C’est l’heure pour les invités de passer à table. La méchanceté des deux frères trace un joli portrait de leur hôtesse : « Je la regarde, je l’étudie. Une chair blanche, de beaux bras et de belles épaules se montrant par-derrière jusqu’aux reins, et le roux des aisselles apparaissant sous le relâchement des épaulettes ; de gros yeux ronds ; un nez en poire avec un méplat kalmouk au bout, un nez aux ailes lourdes ; la bouche sans inflexion, une ligne droite, couleur de fard, dans la figure toute blanche de poudre de riz. Là-dedans des rides, que la lumière, dans ce blanc, fait paraître noires, et, de chaque côté de la bouche, un creux en forme de fer à cheval, qui se rejoint sous le menton qu’il coupe d’un grand pli de vieillesse. Une figure qui, sous le dessous d’une figure de courtisane encore en âge de son métier, a cent ans et qui prend, par instants, je ne sais quoi de terrible d’une morte fardée. »
Rousse incendiaire
Cette femme qui assomme Paris sous un luxe indécent est née en 1819 à Moscou dans une misérable famille juive d’origine polonaise. Elle s’appelle alors Esther Lachmann. À 17 ans, ses parents lui font épouser Antoine Villoing, un petit tailleur français installé en Russie. Le temps de lui faire un enfant, elle l’abandonne pour suivre un amant jusqu’à Paris. Sur les conseils de sa copine de trottoir Zahia, elle prend le nom de Thérèse. Ambitieuse, elle se taille une excellente réputation de prostituée, à l’ombre de l’église de Notre-Dame-de-Lorette. Sa chance, c’est d’être remarquée par le célèbre pianiste Henri Herz, qui tombe raide dingue de cette rousse incendiaire. Il lui loue un appartement, l’habille, la couvre de bijoux. Il lui fait rencontrer Liszt, Wagner, Théophile Gautier, Émile de Girardin. Le gratin culturel de l’époque. L’hétaïre et le pianiste ont bientôt une petite fille dont ils se débarrassent rapidement chez les parents d’Herz.
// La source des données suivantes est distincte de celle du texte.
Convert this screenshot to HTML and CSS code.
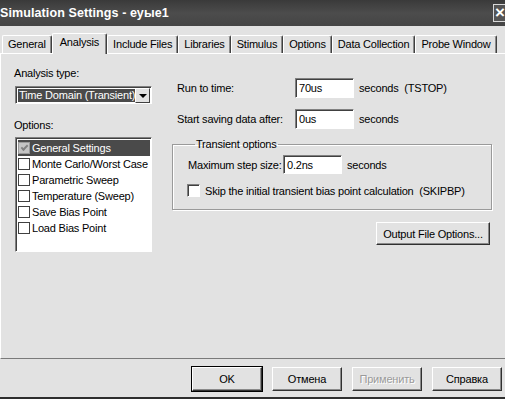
FILE: index.html
```html
<!DOCTYPE html>
<html lang="ru">
<head>
    <meta charset="UTF-8">
    <title>Simulation Settings - еуые1</title>
    <link rel="stylesheet" href="styles.css">
</head>
<body>
    <div class="window">
        <div class="titlebar">
            <span class="title">Simulation Settings - еуые1</span>
            <span class="close">×</span>
        </div>

        <div class="tabs">
            <span class="tab">General</span>
            <span class="tab active">Analysis</span>
            <span class="tab">Include Files</span>
            <span class="tab">Libraries</span>
            <span class="tab">Stimulus</span>
            <span class="tab">Options</span>
            <span class="tab">Data Collection</span>
            <span class="tab">Probe Window</span>
        </div>

        <div class="panel">
            <div class="left">
                <div class="label">Analysis type:</div>
                <div class="select">
                    <span class="select-value">Time Domain (Transient)</span>
                    <span class="select-arrow"></span>
                </div>

                <div class="label options-label">Options:</div>
                <div class="listbox">
                    <div class="item selected"><span class="check checked"></span>General Settings</div>
                    <div class="item"><span class="check"></span>Monte Carlo/Worst Case</div>
                    <div class="item"><span class="check"></span>Parametric Sweep</div>
                    <div class="item"><span class="check"></span>Temperature (Sweep)</div>
                    <div class="item"><span class="check"></span>Save Bias Point</div>
                    <div class="item"><span class="check"></span>Load Bias Point</div>
                </div>
            </div>

            <div class="right">
                <div class="row">
                    <span class="row-label">Run to time:</span>
                    <span class="input">70us</span>
                    <span class="unit">seconds&nbsp;&nbsp;(TSTOP)</span>
                </div>
                <div class="row">
                    <span class="row-label">Start saving data after:</span>
                    <span class="input">0us</span>
                    <span class="unit">seconds</span>
                </div>

                <fieldset class="group">
                    <legend>Transient options</legend>
                    <div class="row">
                        <span class="row-label short">Maximum step size:</span>
                        <span class="input">0.2ns</span>
                        <span class="unit">seconds</span>
                    </div>
                    <div class="check-row">
                        <span class="box"></span>
                        Skip the initial transient bias point calculation&nbsp;&nbsp;(SKIPBP)
                    </div>
                </fieldset>

                <div class="output-row">
                    <button class="btn wide">Output File Options...</button>
                </div>
            </div>
        </div>

        <div class="footer">
            <button class="btn default">OK</button>
            <button class="btn">Отмена</button>
            <button class="btn" disabled>Применить</button>
            <button class="btn">Справка</button>
        </div>
    </div>
</body>
</html>
```

FILE: styles.css
```css
body {
    margin: 0;
    font-family: "Liberation Sans", Arial, sans-serif;
    font-size: 11px;
    color: #000;
    background: #e2e2e2;
    overflow: hidden;
}
.window {
    width: 505px;
    height: 399px;
    display: flex;
    flex-direction: column;
    background: #e2e2e2;
    border-bottom: 2px solid #2e2e2e;
    box-sizing: border-box;
    overflow: hidden;
}

/* title bar */
.titlebar {
    height: 26px;
    flex: none;
    display: flex;
    align-items: center;
    justify-content: space-between;
    background: linear-gradient(180deg, #3a3a3a 0%, #4c4c4c 50%, #454545 100%);
    overflow: hidden;
}
.title {
    color: #fff;
    font-weight: bold;
    font-size: 12.5px;
    margin-left: 0;
    letter-spacing: 0.1px;
}
.close {
    width: 16px;
    height: 18px;
    margin-right: -4px;
    border: 1px solid #d8d8d8;
    border-right: none;
    box-sizing: border-box;
    color: #fff;
    font-weight: bold;
    font-size: 17px;
    line-height: 16px;
    padding-left: 1px;
    background: #555;
}

/* tabs */
.tabs {
    height: 27px;
    flex: none;
    display: flex;
    align-items: flex-end;
    padding-left: 2px;
    letter-spacing: -0.2px;
    white-space: nowrap;
}
.tab {
    flex: none;
    height: 18px;
    line-height: 17px;
    padding: 0 5px;
    border: 1px solid #fff;
    border-right-color: #404040;
    border-bottom: none;
    border-radius: 2px 2px 0 0;
    box-shadow: inset -1px 0 #8a8a8a;
    box-sizing: border-box;
}
.tab.active {
    height: 21px;
    line-height: 16px;
    padding: 0 7px;
    margin-bottom: -1px;
    background: #e2e2e2;
    position: relative;
    z-index: 1;
}

/* panel */
.panel {
    flex: 1;
    display: flex;
    border-top: 1px solid #fff;
    border-left: 1px solid #fff;
    border-bottom: 1px solid #7a7a7a;
    padding: 0 0 0 13px;
    gap: 20px;
    letter-spacing: -0.2px;
}
.left {
    width: 138px;
    display: flex;
    flex-direction: column;
    padding-top: 13px;
}
.label {
    line-height: 13px;
}
.options-label {
    margin-top: 15px;
}
.select {
    margin: 6px 0 0 1px;
    height: 18px;
    display: flex;
    border: 1px solid;
    border-color: #808080 #fff #fff #808080;
    box-shadow: inset 1px 1px #404040;
    background: #fff;
    box-sizing: border-box;
    padding: 2px 1px 1px 2px;
}
.select-value {
    flex: 1;
    background: #4a4a4a;
    color: #fff;
    line-height: 13px;
    padding-left: 1px;
    white-space: nowrap;
    overflow: hidden;
}
.select-arrow {
    width: 15px;
    margin-top: -1px;
    margin-bottom: -1px;
    display: flex;
    align-items: center;
    justify-content: center;
    background: #e2e2e2;
    border: 1px solid;
    border-color: #fff #404040 #404040 #fff;
    box-sizing: border-box;
}
.select-arrow::after {
    content: "";
    border-left: 4px solid transparent;
    border-right: 4px solid transparent;
    border-top: 4px solid #000;
}
.listbox {
    margin: 5px 0 0 1px;
    height: 115px;
    background: #fff;
    border: 1px solid;
    border-color: #808080 #fff #fff #808080;
    box-shadow: inset 1px 1px #404040;
    box-sizing: border-box;
    padding: 2px 1px 0 2px;
}
.item {
    height: 16px;
    display: flex;
    align-items: center;
    white-space: nowrap;
}
.item.selected {
    background: #4a4a4a;
    color: #fff;
}
.check {
    width: 12px;
    height: 12px;
    margin-right: 2px;
    border: 1px solid #404040;
    box-sizing: border-box;
    background: #fff;
    display: flex;
    align-items: center;
    justify-content: center;
}
.check.checked {
    background: #c4c4c4;
    border-color: #9a9a9a;
}
.check.checked::after {
    content: "";
    width: 5px;
    height: 2px;
    border-left: 2px solid #808080;
    border-bottom: 2px solid #808080;
    transform: rotate(-45deg);
    margin-top: -2px;
}

/* right side */
.right {
    width: 320px;
    padding-top: 24px;
    display: flex;
    flex-direction: column;
}
.row {
    display: flex;
    align-items: center;
    height: 20px;
    padding-left: 5px;
    margin-bottom: 11px;
}
.row-label {
    width: 118px;
}
.row-label.short {
    width: 95px;
}
.input {
    width: 59px;
    height: 20px;
    box-sizing: border-box;
    background: #fff;
    border: 1px solid;
    border-color: #808080 #fff #fff #808080;
    box-shadow: inset 1px 1px #404040;
    padding: 3px 0 0 3px;
    line-height: 13px;
}
.unit {
    margin-left: 5px;
}
.group {
    margin: -2px 0 0;
    padding: 4px 14px 12px 14px;
    border: 1px solid #9a9a9a;
    box-shadow: 1px 1px #fff, inset 1px 1px #fff;
    min-width: 0;
}
.group legend {
    margin-left: 8px;
    padding: 0 1px;
    line-height: 13px;
}
.group .row {
    padding-left: 1px;
    height: 19px;
    margin-bottom: 10px;
}
.group .input {
    height: 19px;
}
.check-row {
    display: flex;
    align-items: center;
    height: 13px;
    white-space: nowrap;
}
.box {
    width: 13px;
    height: 13px;
    margin-right: 5px;
    box-sizing: border-box;
    background: #fff;
    border: 1px solid;
    border-color: #808080 #fff #fff #808080;
    box-shadow: inset 1px 1px #404040;
}
.output-row {
    display: flex;
    justify-content: flex-end;
    margin-top: 12px;
    padding-right: 2px;
}

/* buttons */
.btn {
    font-family: inherit;
    font-size: 11px;
    letter-spacing: -0.2px;
    width: 70px;
    height: 24px;
    padding: 0;
    color: #000;
    background: #e2e2e2;
    border: 1px solid;
    border-color: #fff #303030 #303030 #fff;
    box-shadow: inset -1px -1px #8a8a8a;
    box-sizing: border-box;
}
.btn.wide {
    width: 114px;
    height: 23px;
}
.btn.default {
    outline: 1px solid #000;
    outline-offset: 0;
}
.btn:disabled {
    color: #9a9a9a;
    text-shadow: 1px 1px #fff;
}
.footer {
    height: 38px;
    flex: none;
    display: flex;
    justify-content: flex-end;
    align-items: flex-start;
    gap: 10px;
    padding: 8px 3px 0 0;
    box-sizing: border-box;
}
```
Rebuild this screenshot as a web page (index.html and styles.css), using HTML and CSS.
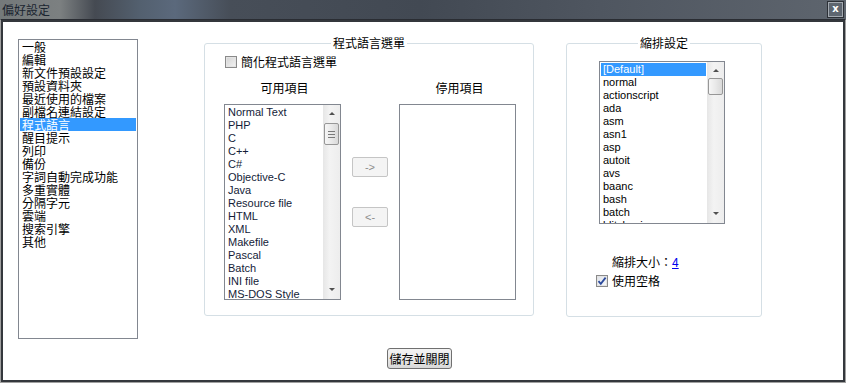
FILE: index.html
```html
<!DOCTYPE html>
<html lang="zh-Hant">
<head>
    <meta charset="UTF-8">
    <meta name="viewport" content="width=device-width, initial-scale=1.0">
    <title>偏好設定</title>
    <link rel="stylesheet" href="styles.css">
</head>
<body>
    <div class="titlebar">
        <span class="title">偏好設定</span>
        <span class="close">x</span>
    </div>
    <div class="window">
        <div class="main">
            <ul class="nav">
                <li>一般</li>
                <li>編輯</li>
                <li>新文件預設設定</li>
                <li>預設資料夾</li>
                <li>最近使用的檔案</li>
                <li>副檔名連結設定</li>
                <li class="selected">程式語言</li>
                <li>醒目提示</li>
                <li>列印</li>
                <li>備份</li>
                <li>字詞自動完成功能</li>
                <li>多重實體</li>
                <li>分隔字元</li>
                <li>雲端</li>
                <li>搜索引擎</li>
                <li>其他</li>
            </ul>

            <fieldset class="group lang">
                <legend>程式語言選單</legend>
                <label class="check simplify"><span class="box"></span>簡化程式語言選單</label>
                <div class="columns">
                    <div class="col">
                        <div class="col-title">可用項目</div>
                        <div class="listbox">
                            <ul class="items">
                                <li>Normal Text</li>
                                <li>PHP</li>
                                <li>C</li>
                                <li>C++</li>
                                <li>C#</li>
                                <li>Objective-C</li>
                                <li>Java</li>
                                <li>Resource file</li>
                                <li>HTML</li>
                                <li>XML</li>
                                <li>Makefile</li>
                                <li>Pascal</li>
                                <li>Batch</li>
                                <li>INI file</li>
                                <li>MS-DOS Style</li>
                                <li>ASP</li>
                            </ul>
                            <div class="scrollbar">
                                <span class="arrow up"></span>
                                <span class="thumb grip"><i></i><i></i><i></i></span>
                                <span class="arrow down"></span>
                            </div>
                        </div>
                    </div>
                    <div class="movers">
                        <button class="move" disabled>-&gt;</button>
                        <button class="move" disabled>&lt;-</button>
                    </div>
                    <div class="col">
                        <div class="col-title">停用項目</div>
                        <div class="listbox"></div>
                    </div>
                </div>
            </fieldset>

            <fieldset class="group indent">
                <legend>縮排設定</legend>
                <div class="listbox short">
                    <ul class="items">
                        <li class="selected">[Default]</li>
                        <li>normal</li>
                        <li>actionscript</li>
                        <li>ada</li>
                        <li>asm</li>
                        <li>asn1</li>
                        <li>asp</li>
                        <li>autoit</li>
                        <li>avs</li>
                        <li>baanc</li>
                        <li>bash</li>
                        <li>batch</li>
                        <li>blitzbasic</li>
                    </ul>
                    <div class="scrollbar">
                        <span class="arrow up"></span>
                        <span class="thumb small"></span>
                        <span class="arrow down"></span>
                    </div>
                </div>
                <div class="tabsize">縮排大小：<a href="#">4</a></div>
                <label class="check spaces">
                    <span class="box checked">
                        <svg width="10" height="10" viewBox="0 0 10 10"><path d="M1.5 5.2 L3.8 7.8 L8.6 1.6" fill="none" stroke="#2c4a9c" stroke-width="1.8"/></svg>
                    </span>使用空格
                </label>
            </fieldset>
        </div>
        <div class="footer">
            <button class="save">儲存並關閉</button>
        </div>
    </div>
</body>
</html>
```

FILE: styles.css
```css
html, body {
    margin: 0;
    height: 383px;
    overflow: hidden;
    background: #fff;
}
body {
    font-family: "Noto Sans CJK TC", "Liberation Sans", sans-serif;
    font-size: 12px;
    color: #000;
}

/* title bar */
.titlebar {
    height: 19px;
    display: flex;
    align-items: center;
    justify-content: space-between;
    background: linear-gradient(to right, #74797a 0, #7c8081 60px, #454a52 95px, #53606f 140px, #5b697c 175px, #474e58 230px, #424953 420px, #4f5660 600px, #5e656e 846px);
}
.titlebar .title {
    margin-left: 2px;
    color: #1b2530;
    font-size: 12px;
    line-height: 14px;
}
.titlebar .close {
    width: 15px;
    height: 15px;
    margin-right: 2px;
    border: 1px solid #2c3036;
    box-shadow: inset 0 0 0 1px #a3a9b0;
    background: #5e6670;
    color: #fff;
    font: bold 10px/14px "DejaVu Sans", sans-serif;
    text-align: center;
}

/* window */
.window {
    box-sizing: border-box;
    height: 364px;
    border: 1px solid #a0a0a0;
    border-top-color: #2a2d33;
    box-shadow: inset 0 0 0 2px #34373c;
    padding: 16px 0 0 17px;
}
.main {
    display: flex;
    align-items: flex-start;
}

/* left navigation list */
.nav {
    box-sizing: border-box;
    width: 120px;
    height: 300px;
    margin: 3px 0 0 0;
    padding: 0 1px;
    list-style: none;
    border: 1px solid #828790;
}
.nav li {
    height: 13px;
    line-height: 13px;
    padding-left: 2px;
    white-space: nowrap;
}
.nav li.selected, .items li.selected {
    background: #3399ff;
    color: #fff;
}

/* group boxes */
.group {
    box-sizing: border-box;
    margin: 0;
    padding: 0;
    min-width: 0;
    border: 1px solid #d5dfe5;
    border-radius: 3px;
}
.group legend {
    margin: 0 auto;
    padding: 0 2px;
    line-height: 14px;
}
.lang {
    width: 330px;
    height: 280px;
    margin-left: 66px;
    padding-top: 5px;
}
.indent {
    width: 196px;
    height: 281px;
    margin-left: 32px;
    padding-top: 11px;
}

/* checkboxes */
.check {
    display: flex;
    align-items: center;
    line-height: 14px;
}
.check .box {
    box-sizing: border-box;
    width: 12px;
    height: 12px;
    border: 1px solid #8a8a8a;
    background: linear-gradient(135deg, #d2d2d2, #f4f4f4);
    box-shadow: inset 0 0 0 1px #e4e4e4;
    display: flex;
    align-items: center;
    justify-content: center;
}
.check .box.checked {
    background: linear-gradient(135deg, #dfe3ea, #f8f9fb);
}
.simplify {
    margin-left: 20px;
}
.simplify .box {
    margin-right: 4px;
}
.spaces {
    margin: 5px 0 0 29px;
}
.spaces .box {
    margin-right: 4px;
}

/* available / disabled columns */
.columns {
    display: flex;
    margin: 12px 0 0 19px;
    gap: 11px;
}
.col {
    width: 117px;
}
.col-title {
    text-align: center;
    line-height: 14px;
    margin: 0 0 9px 4px;
}
.listbox {
    box-sizing: border-box;
    width: 117px;
    height: 196px;
    border: 1px solid #828790;
    display: flex;
    overflow: hidden;
    background: #fff;
}
.listbox.short {
    width: 126px;
    height: 163px;
    margin-left: 32px;
}
.items {
    flex: 1;
    margin: 0;
    padding: 1px;
    list-style: none;
    overflow: hidden;
    font-family: "Liberation Sans", Arial, sans-serif;
    font-size: 11px;
    color: #141c38;
}
.items li {
    height: 13px;
    line-height: 13px;
    padding-left: 2px;
    white-space: nowrap;
}
.short .items {
    color: #000;
}

/* fake scrollbars */
.scrollbar {
    width: 17px;
    flex: none;
    display: flex;
    flex-direction: column;
    align-items: center;
    background: linear-gradient(to right, #e6e6e6, #f3f3f3 40%, #ededed);
}
.arrow {
    width: 0;
    height: 0;
    border-left: 3px solid transparent;
    border-right: 3px solid transparent;
}
.arrow.up {
    margin-top: 7px;
    border-bottom: 3px solid #505050;
}
.arrow.down {
    margin-top: auto;
    margin-bottom: 8px;
    border-top: 3px solid #505050;
}
.thumb {
    box-sizing: border-box;
    width: 15px;
    margin-top: 8px;
    border: 1px solid #979797;
    border-radius: 2px;
    background: linear-gradient(to right, #f6f6f6, #e9e9e9 50%, #d9d9d9);
}
.thumb.grip {
    height: 22px;
    display: flex;
    flex-direction: column;
    align-items: center;
    justify-content: center;
    gap: 2px;
}
.thumb.grip i {
    display: block;
    width: 7px;
    height: 1px;
    background: #7a7a7a;
}
.thumb.small {
    height: 17px;
    margin-top: 6px;
}

/* move buttons */
.movers {
    display: flex;
    flex-direction: column;
    gap: 30px;
    padding-top: 76px;
}
.move {
    width: 36px;
    height: 20px;
    padding: 0;
    border: 1px solid #c5c5c5;
    border-radius: 2px;
    background: #f4f4f4;
    color: #8d8d8d;
    font-family: "Liberation Sans", Arial, sans-serif;
    font-size: 11px;
}

/* tab size */
.tabsize {
    margin: 31px 0 0 45px;
    line-height: 14px;
}
.tabsize a {
    color: #0000ee;
}

/* footer */
.footer {
    display: flex;
    justify-content: center;
    padding-right: 24px;
    margin-top: 9px;
}
.save {
    width: 65px;
    height: 21px;
    padding: 0;
    border: 1px solid #707070;
    border-radius: 3px;
    background: linear-gradient(#f3f3f3, #e9e9e9 50%, #d8d8d8);
    font-family: "Noto Sans CJK TC", sans-serif;
    font-size: 12px;
    color: #000;
}
```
Pour poursuivre son ascension mondaine, Thérèse abandonne son pianiste pour se rendre à Londres, où elle croque les nobles anglais avec l’appétit d’une Carla du temps de sa splendeur. À 30 ans, elle regagne Paris pour épouser, trois ans plus tard, Albino-Francesco, marquis Araújo de Païva, son mari de Moscou ayant eu la bonne idée de mourir entre-temps. Du marquis, elle garde le titre, mais pas l’homme. Elle enchaîne alors les amants fortunés qu’elle s’ingénie à mettre sur la paille avec leur consentement extasié. Elle remplit à merveille son rôle de demi-mondaine. Elle atteint son Graal en se faisant épouser par le comte Guido Henckel von Donnersmarck, cousin de Bismarck et propriétaire de nombreuses mines.
La voilà devenue suffisamment riche pour tenir la promesse qu’elle s’était faite quelques années auparavant. Celle de se bâtir « la plus belle maison de Paris » à l’endroit où un de ses amants de passage l’avait jetée de son fiacre. C’est chose faite pour 10 millions de francs-or. Une véritable fortune pour l’époque. L’hôtel existe toujours au 25, avenue des Champs-Élysées.